* [Aim of the exercise]
Write out all of the records precisely. Skip anything that is a picture.

* [Input]
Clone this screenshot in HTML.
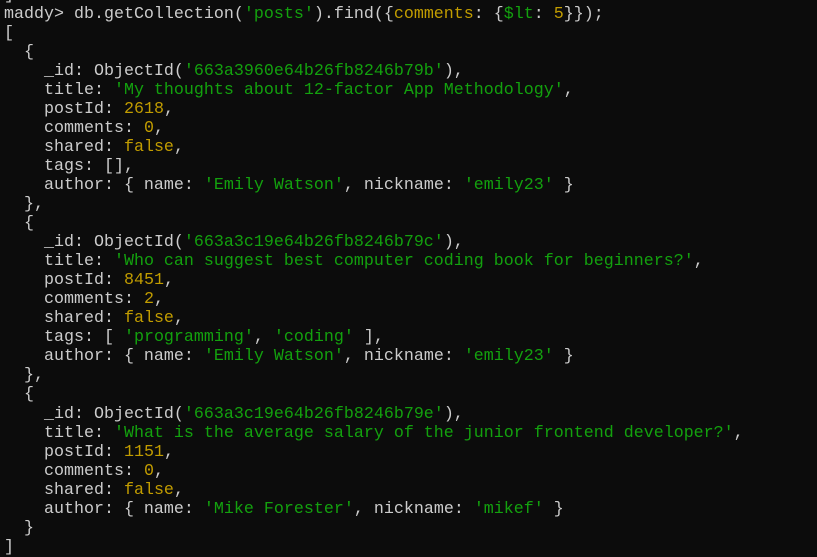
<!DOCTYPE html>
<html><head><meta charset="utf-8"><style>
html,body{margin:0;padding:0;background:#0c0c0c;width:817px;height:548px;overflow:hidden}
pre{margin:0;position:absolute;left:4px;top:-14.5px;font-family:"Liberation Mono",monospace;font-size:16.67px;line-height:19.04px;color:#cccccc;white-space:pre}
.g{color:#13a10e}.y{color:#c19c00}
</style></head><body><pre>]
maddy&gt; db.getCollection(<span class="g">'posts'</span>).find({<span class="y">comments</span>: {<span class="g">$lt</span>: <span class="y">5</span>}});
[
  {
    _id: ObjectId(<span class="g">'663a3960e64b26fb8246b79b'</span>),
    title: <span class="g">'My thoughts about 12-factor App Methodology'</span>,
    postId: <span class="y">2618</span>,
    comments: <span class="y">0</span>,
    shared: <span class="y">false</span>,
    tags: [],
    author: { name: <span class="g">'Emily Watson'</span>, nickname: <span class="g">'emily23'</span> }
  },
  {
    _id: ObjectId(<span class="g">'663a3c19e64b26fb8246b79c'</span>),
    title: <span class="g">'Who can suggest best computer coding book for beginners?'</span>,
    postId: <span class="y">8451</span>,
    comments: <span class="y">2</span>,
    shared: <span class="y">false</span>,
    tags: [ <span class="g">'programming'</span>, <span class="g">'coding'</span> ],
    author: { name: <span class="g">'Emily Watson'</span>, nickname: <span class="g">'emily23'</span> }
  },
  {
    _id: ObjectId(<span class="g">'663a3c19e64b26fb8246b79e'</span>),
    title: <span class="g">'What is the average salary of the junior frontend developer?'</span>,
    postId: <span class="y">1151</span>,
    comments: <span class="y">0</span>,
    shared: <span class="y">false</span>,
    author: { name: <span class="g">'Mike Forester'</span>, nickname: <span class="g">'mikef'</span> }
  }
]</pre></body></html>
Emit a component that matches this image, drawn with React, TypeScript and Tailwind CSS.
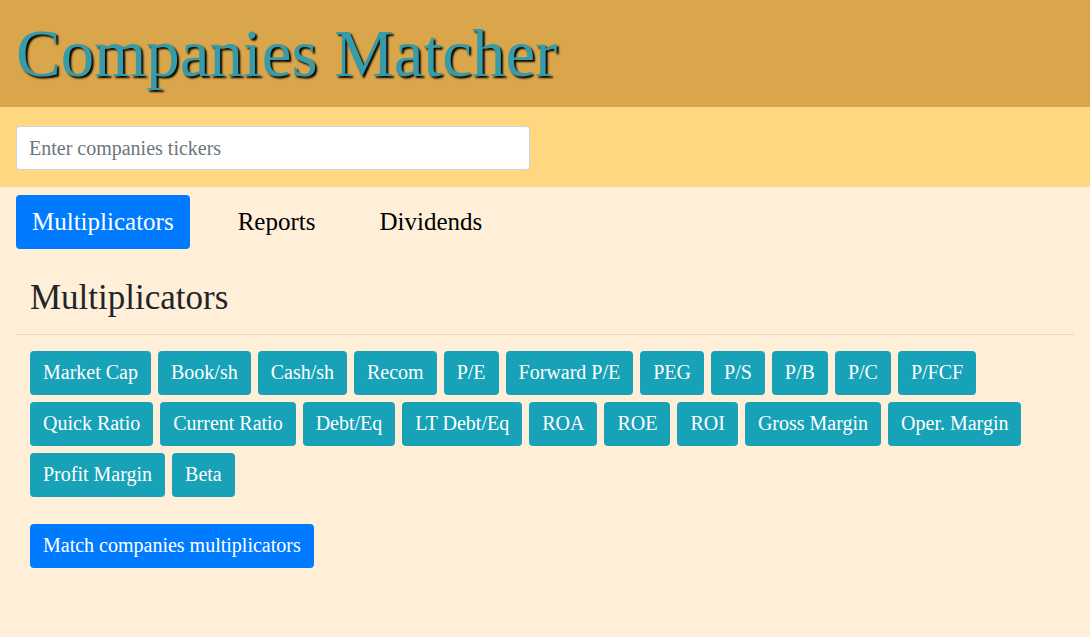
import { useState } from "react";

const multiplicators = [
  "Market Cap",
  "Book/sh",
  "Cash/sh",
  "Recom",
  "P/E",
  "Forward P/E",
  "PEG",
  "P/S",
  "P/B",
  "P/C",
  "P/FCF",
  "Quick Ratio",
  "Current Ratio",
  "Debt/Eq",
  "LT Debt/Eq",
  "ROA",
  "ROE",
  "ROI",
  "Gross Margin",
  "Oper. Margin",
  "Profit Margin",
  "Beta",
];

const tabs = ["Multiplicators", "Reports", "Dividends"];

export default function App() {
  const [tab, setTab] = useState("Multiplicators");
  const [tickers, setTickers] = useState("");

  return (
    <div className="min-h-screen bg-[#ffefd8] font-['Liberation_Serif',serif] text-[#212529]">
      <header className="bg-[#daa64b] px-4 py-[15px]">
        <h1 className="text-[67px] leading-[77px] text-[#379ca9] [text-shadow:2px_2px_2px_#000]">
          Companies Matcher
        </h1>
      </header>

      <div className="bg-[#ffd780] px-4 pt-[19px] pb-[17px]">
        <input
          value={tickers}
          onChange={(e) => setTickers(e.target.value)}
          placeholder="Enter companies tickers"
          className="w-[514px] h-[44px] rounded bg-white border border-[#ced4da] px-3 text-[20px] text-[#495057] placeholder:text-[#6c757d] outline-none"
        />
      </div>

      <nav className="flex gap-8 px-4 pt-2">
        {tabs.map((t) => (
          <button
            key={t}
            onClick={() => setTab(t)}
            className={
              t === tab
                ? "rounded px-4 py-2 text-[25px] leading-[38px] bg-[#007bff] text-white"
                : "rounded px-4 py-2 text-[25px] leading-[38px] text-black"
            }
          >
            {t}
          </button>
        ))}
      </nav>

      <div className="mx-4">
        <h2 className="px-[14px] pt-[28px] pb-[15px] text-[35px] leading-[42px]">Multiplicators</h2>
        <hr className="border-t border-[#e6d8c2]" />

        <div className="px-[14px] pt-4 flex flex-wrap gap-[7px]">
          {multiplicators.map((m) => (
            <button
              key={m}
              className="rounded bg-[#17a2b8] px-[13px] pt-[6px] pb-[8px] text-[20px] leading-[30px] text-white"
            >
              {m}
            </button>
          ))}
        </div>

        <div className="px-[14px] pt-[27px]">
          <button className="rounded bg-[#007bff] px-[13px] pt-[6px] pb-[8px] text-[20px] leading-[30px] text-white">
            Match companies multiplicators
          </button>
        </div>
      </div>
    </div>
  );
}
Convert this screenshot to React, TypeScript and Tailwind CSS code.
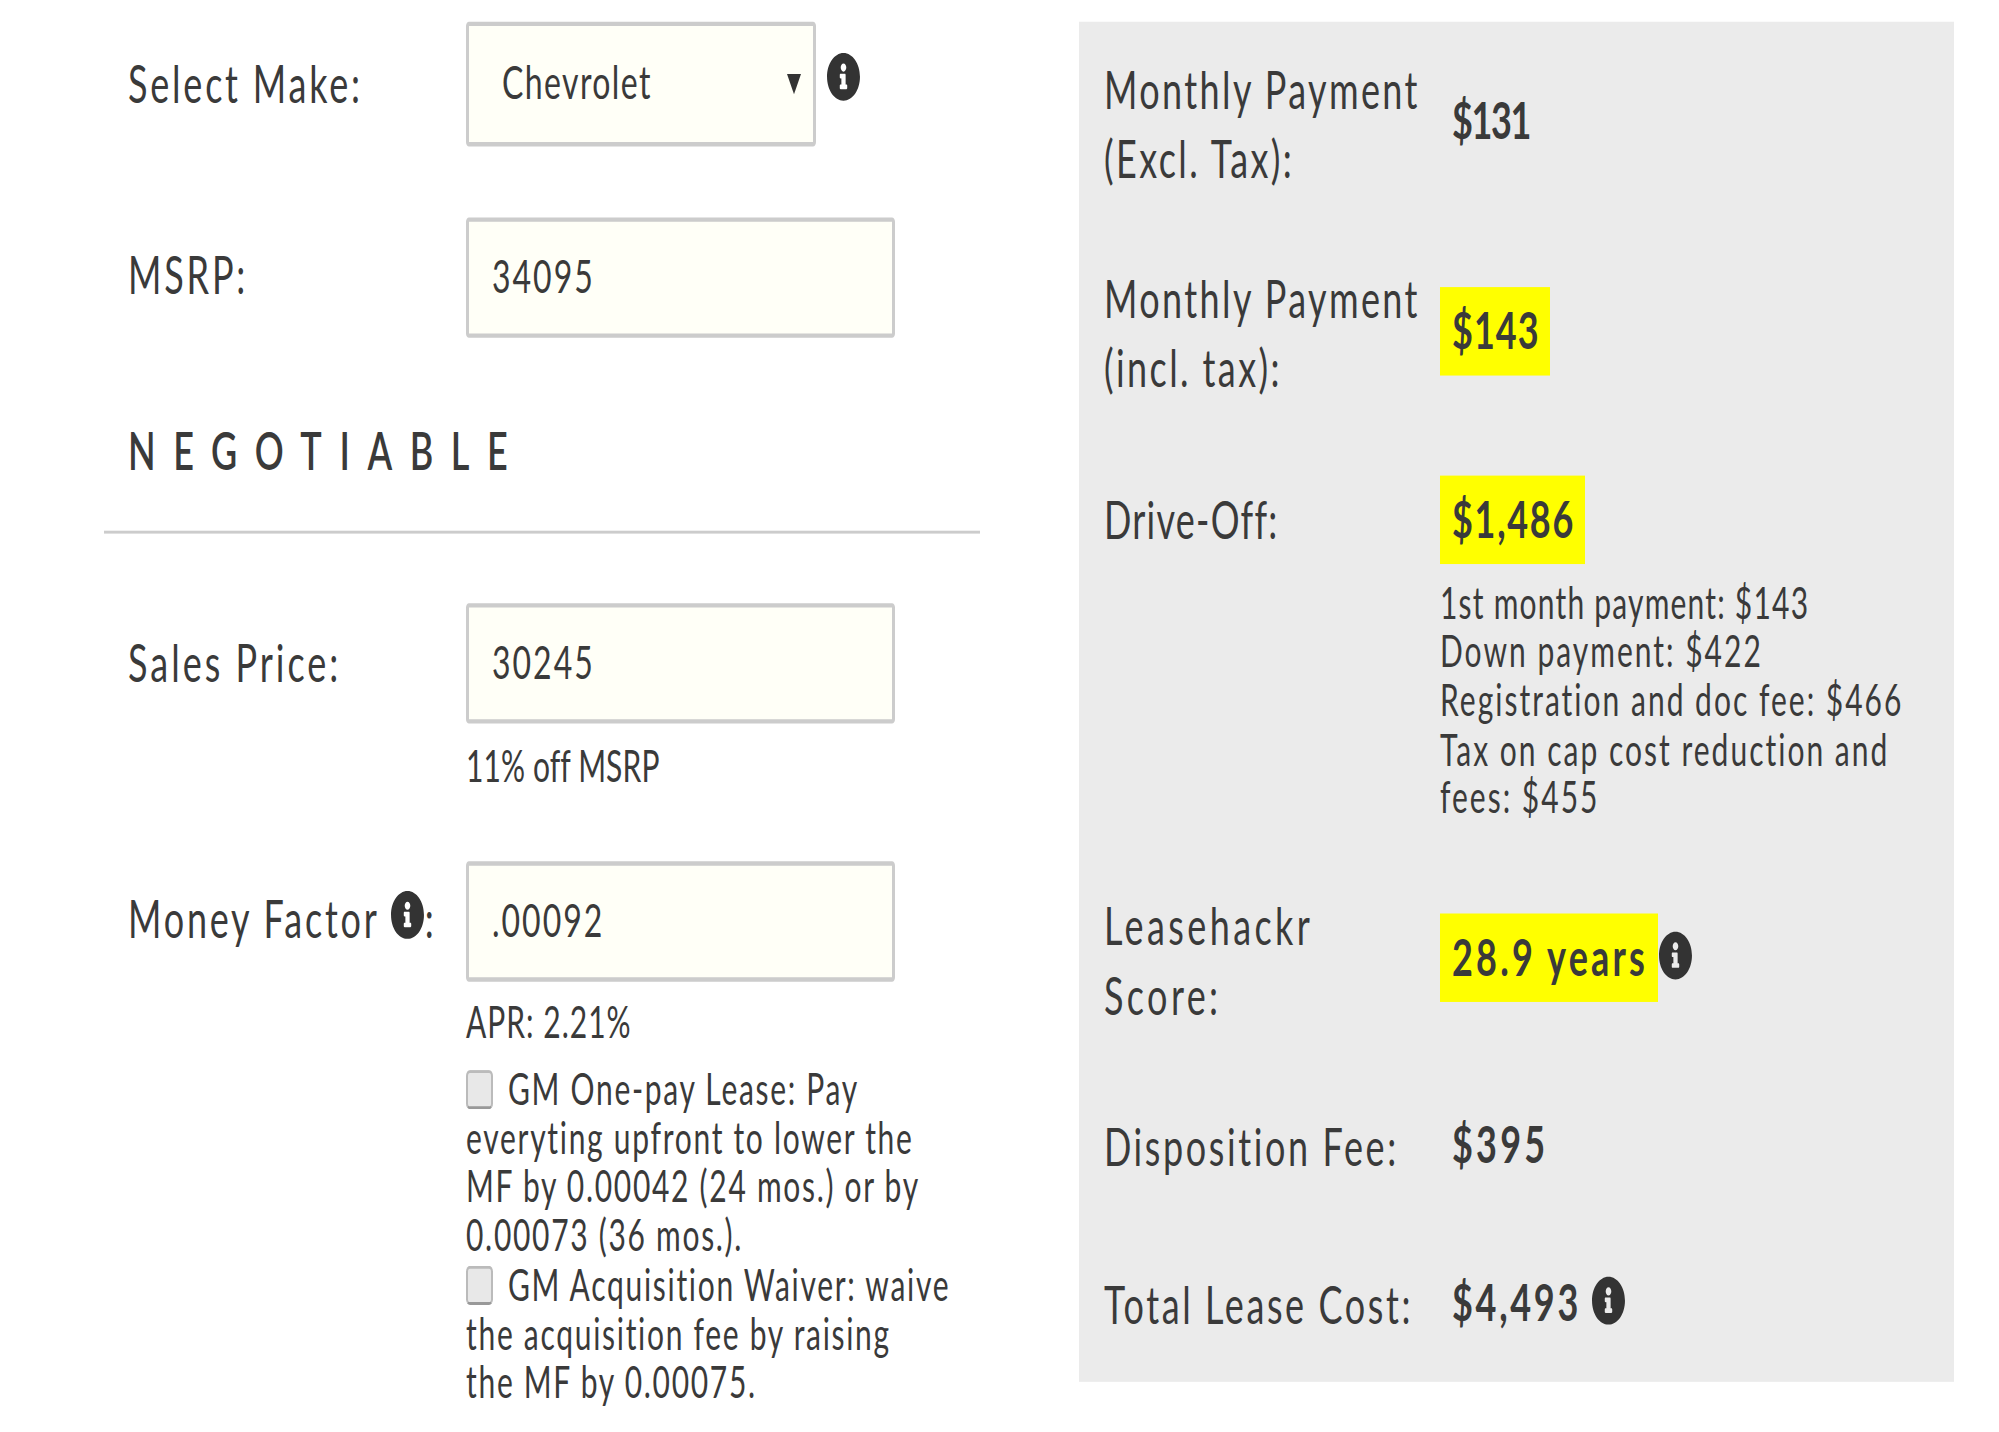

* [Result of the exercise]
Clone this screenshot in HTML.
<!DOCTYPE html>
<html><head><meta charset="utf-8"><style>
html,body{margin:0;padding:0;background:#0c0c0c;width:817px;height:548px;overflow:hidden}
pre{margin:0;position:absolute;left:4px;top:-14.5px;font-family:"Liberation Mono",monospace;font-size:16.67px;line-height:19.04px;color:#cccccc;white-space:pre}
.g{color:#13a10e}.y{color:#c19c00}
</style></head><body><pre>]
maddy&gt; db.getCollection(<span class="g">'posts'</span>).find({<span class="y">comments</span>: {<span class="g">$lt</span>: <span class="y">5</span>}});
[
  {
    _id: ObjectId(<span class="g">'663a3960e64b26fb8246b79b'</span>),
    title: <span class="g">'My thoughts about 12-factor App Methodology'</span>,
    postId: <span class="y">2618</span>,
    comments: <span class="y">0</span>,
    shared: <span class="y">false</span>,
    tags: [],
    author: { name: <span class="g">'Emily Watson'</span>, nickname: <span class="g">'emily23'</span> }
  },
  {
    _id: ObjectId(<span class="g">'663a3c19e64b26fb8246b79c'</span>),
    title: <span class="g">'Who can suggest best computer coding book for beginners?'</span>,
    postId: <span class="y">8451</span>,
    comments: <span class="y">2</span>,
    shared: <span class="y">false</span>,
    tags: [ <span class="g">'programming'</span>, <span class="g">'coding'</span> ],
    author: { name: <span class="g">'Emily Watson'</span>, nickname: <span class="g">'emily23'</span> }
  },
  {
    _id: ObjectId(<span class="g">'663a3c19e64b26fb8246b79e'</span>),
    title: <span class="g">'What is the average salary of the junior frontend developer?'</span>,
    postId: <span class="y">1151</span>,
    comments: <span class="y">0</span>,
    shared: <span class="y">false</span>,
    author: { name: <span class="g">'Mike Forester'</span>, nickname: <span class="g">'mikef'</span> }
  }
]</pre></body></html>
Emit a component that matches this image, drawn with React, TypeScript and Tailwind CSS.
import { useState } from "react";

const multiplicators = [
  "Market Cap",
  "Book/sh",
  "Cash/sh",
  "Recom",
  "P/E",
  "Forward P/E",
  "PEG",
  "P/S",
  "P/B",
  "P/C",
  "P/FCF",
  "Quick Ratio",
  "Current Ratio",
  "Debt/Eq",
  "LT Debt/Eq",
  "ROA",
  "ROE",
  "ROI",
  "Gross Margin",
  "Oper. Margin",
  "Profit Margin",
  "Beta",
];

const tabs = ["Multiplicators", "Reports", "Dividends"];

export default function App() {
  const [tab, setTab] = useState("Multiplicators");
  const [tickers, setTickers] = useState("");

  return (
    <div className="min-h-screen bg-[#ffefd8] font-['Liberation_Serif',serif] text-[#212529]">
      <header className="bg-[#daa64b] px-4 py-[15px]">
        <h1 className="text-[67px] leading-[77px] text-[#379ca9] [text-shadow:2px_2px_2px_#000]">
          Companies Matcher
        </h1>
      </header>

      <div className="bg-[#ffd780] px-4 pt-[19px] pb-[17px]">
        <input
          value={tickers}
          onChange={(e) => setTickers(e.target.value)}
          placeholder="Enter companies tickers"
          className="w-[514px] h-[44px] rounded bg-white border border-[#ced4da] px-3 text-[20px] text-[#495057] placeholder:text-[#6c757d] outline-none"
        />
      </div>

      <nav className="flex gap-8 px-4 pt-2">
        {tabs.map((t) => (
          <button
            key={t}
            onClick={() => setTab(t)}
            className={
              t === tab
                ? "rounded px-4 py-2 text-[25px] leading-[38px] bg-[#007bff] text-white"
                : "rounded px-4 py-2 text-[25px] leading-[38px] text-black"
            }
          >
            {t}
          </button>
        ))}
      </nav>

      <div className="mx-4">
        <h2 className="px-[14px] pt-[28px] pb-[15px] text-[35px] leading-[42px]">Multiplicators</h2>
        <hr className="border-t border-[#e6d8c2]" />

        <div className="px-[14px] pt-4 flex flex-wrap gap-[7px]">
          {multiplicators.map((m) => (
            <button
              key={m}
              className="rounded bg-[#17a2b8] px-[13px] pt-[6px] pb-[8px] text-[20px] leading-[30px] text-white"
            >
              {m}
            </button>
          ))}
        </div>

        <div className="px-[14px] pt-[27px]">
          <button className="rounded bg-[#007bff] px-[13px] pt-[6px] pb-[8px] text-[20px] leading-[30px] text-white">
            Match companies multiplicators
          </button>
        </div>
      </div>
    </div>
  );
}
Convert this screenshot to React, TypeScript and Tailwind CSS code.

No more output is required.